First, the centre-left has failed to keep up with the economic and social aspirations of its traditional supporters. When most social democratic parties were founded in the early 20th century, they represented a large working class in urgent need of emancipation. The interests of trade unions and social democratic parties largely coincided; in fact there was often little distinction between them.

Today, the majority of European workers consider themselves middle class and are wary of outside interference, whether by the state, trade unions or anyone else. They see traditional social democratic parties as an obstacle to fulfilling their ambitions rather than as a helping hand. They rebel against so-called progressive politicians who propagate statist, collectivist solutions for their electorate while sending their own children to the private school of their choice. They resent centre-left leaders who ignore emerging problems such as uncontrolled migration, violent crime in poor neighbourhoods and increased social and cultural segregation.

Instead of responding to these concerns and modernising its approach, the centre-left has chosen to limit itself to defending the remnants of an ageing welfare state. Social democratic parties have become technocratic, focus-group driven automatons more concerned with clinging to office than with winning the battle of ideas.

Second, in their eagerness to endorse capitalism, social democrats also embraced its failings. In the 1980s and early 1990s many voters questioned the centre-left’s commitment to the market economy. But instead of allying themselves with small and medium-sized enterprises and developing a convincing social market alternative to laissez-faire capitalism, the parties’ response was to adopt, uncritically, much of Thatcherite neo-liberal agenda and to develop close, even intimate relations with the corporate business elite, including the now much-maligned banking sector.

When the financial crisis erupted, social democratic leaders were too complicit in the market’s failings and too closely associated with its main protagonists (not least through party funding) to be able to offer a credible alternative. Last week for instance it emerged that the Flemish Socialist Party’s most outspoken critic of ‘fat cat’ bonuses had received just such a bonus himself, when still a banker. Not surprisingly the incident served to further undermine the party’s standing with its already dwindling band of supporters.

Third, social democrats lost touch by failing to modernise their parties and the political system as a whole. In the Netherlands the Labour Party is the only one of the big three traditional parties not to have introduced full one member, one vote at its party conferences. The British Labour Party still has a dominant trade union block vote, which turned out to be decisive in electing Ed over David Miliband as party leader last year. The German SPD doesn’t allow its individual members any direct say whatsoever at national level.

Social democrats everywhere have become major beneficiaries and staunch defenders of ‘jobs for the boys’ networks and appointments in both the public and private sectors. Even cautious constitutional and institutional reforms, such as the proposed introduction of the Alternative Vote in the UK, or the direct election of mayors in the Netherlands, are slapped down by party elites keen to protect their traditional fiefdoms and prerogatives. As a result, centre-left politics has become synonymous with preservation of the status quo – precisely the opposite of what it once set out to achieve.

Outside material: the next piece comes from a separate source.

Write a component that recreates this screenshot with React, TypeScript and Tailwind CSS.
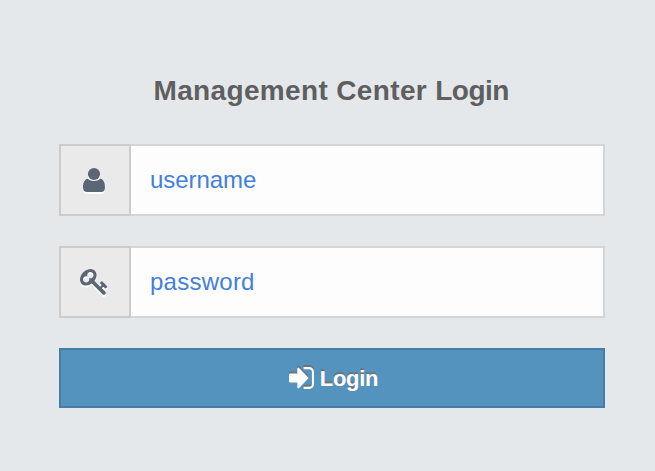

Does this mean that centre-left politics is dead? Not at all. There will always be an electoral market for a progressive movement that addresses voters’ everyday concerns (a good job, reliable transport, safe streets, affordable health care, a decent education for their children) with common sense solutions which create opportunity but also ensure fairness. A five percent electoral swing is enough to bring progressive parties back into power. But getting there will require brave politicians prepared to lead from the front.

They will have to ditch the rigid ideological and organisational frameworks of the early 2Oth century in favour of pragmatic, results-oriented policies and new alliances, even mergers, between parties and movements of the centre-left. They must promote a new social and economic paradigm that values individual opportunity, choice and initiative above collective provision and consumption and declares war on costly and greedy monopolies and oligopolies (both public and private). And they need to show a renewed commitment, both at home and abroad, to the core values of freedom, democracy, human rights and the rule of law, which constitute the backbone of a civilised society.

A strong and effective European Union is essential in helping national governments achieve these objectives. But first the centre-left will have to re-engage with an increasingly eurosceptic public by improving the transparency of the decision-making process, tackling waste and inefficiency and giving voters more say over the political direction of the European project.

The victory of Barack Obama in the United States and other centre-left success stories in countries as diverse as Australia, Brazil, Chile and Norway show there is a future for progressive politics. Denmark’s Prime Minister-in-waiting Helle Thorning-Schmidt also exemplifies the type of modern social democratic leadership that is required. What it takes now for the centre-left is the courage of its convictions and a decisive break with the past. That’s what this week’s Oslo conference should be about.